FROM Fashion to Fido
Yes, the fashion world is beautiful to look at, but it does involve certain personality types. Digital photography shows everything, perfection and imperfection, and models tend to provide input about their pictures. Lots and lots of input.
“I’ve never had a dog complain about his or her picture. Let’s put it that way,” Grant said.
Grant didn’t always live a dog’s life.
He used to make his living in property management and decided he’d had enough, long before the real estate market crashed. He studied photography at the Brooks Institute and started a commercial photography business.
He was shooting an ad campaign and catalog for Chef Works in a friend’s Southern California store.

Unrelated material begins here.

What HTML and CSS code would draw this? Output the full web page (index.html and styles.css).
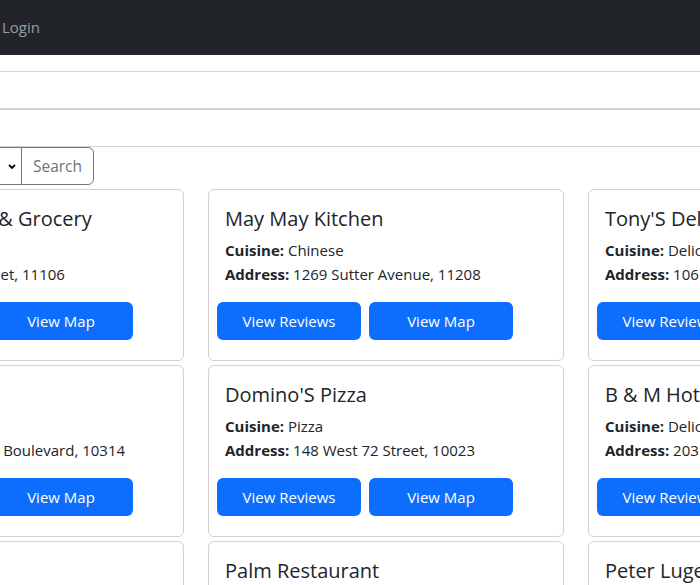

She has five show kitchens, so it was like shooting in five different homes, Grant said.
She also has two French bulldogs, and they kept walking through the sets. He couldn’t very well shoo them away because they’re her dogs and it’s her store. So he photographed them.
He was thinking as he was driving home in Southern California traffic, which gave him lots of time to think.
“I should do a whole book of dogs,” Grant said.
That was Feb. 2008 and a couple weeks later he started on his first dog book.
The economy hit the skids later that year and people were walking away from homes and pets. Local animal shelters were deluged with abandoned pets.
He kicked the project into high gear, and a few months later he was doing press checks at the printing plant.
Two months after that, it was featured on the Ellen DeGeneres Show, Extra and InStyle. Pet advocates Heidi Klum and Ewan McGregor picked up the torch.
He was raising money for a specific shelter when he decided to take his show on the road. Grant lives in San Diego and this road trip will take him to Los Angeles, Santa Barbara, Carmel, Santa Fe, San Diego, Vail, Aspen and other spots.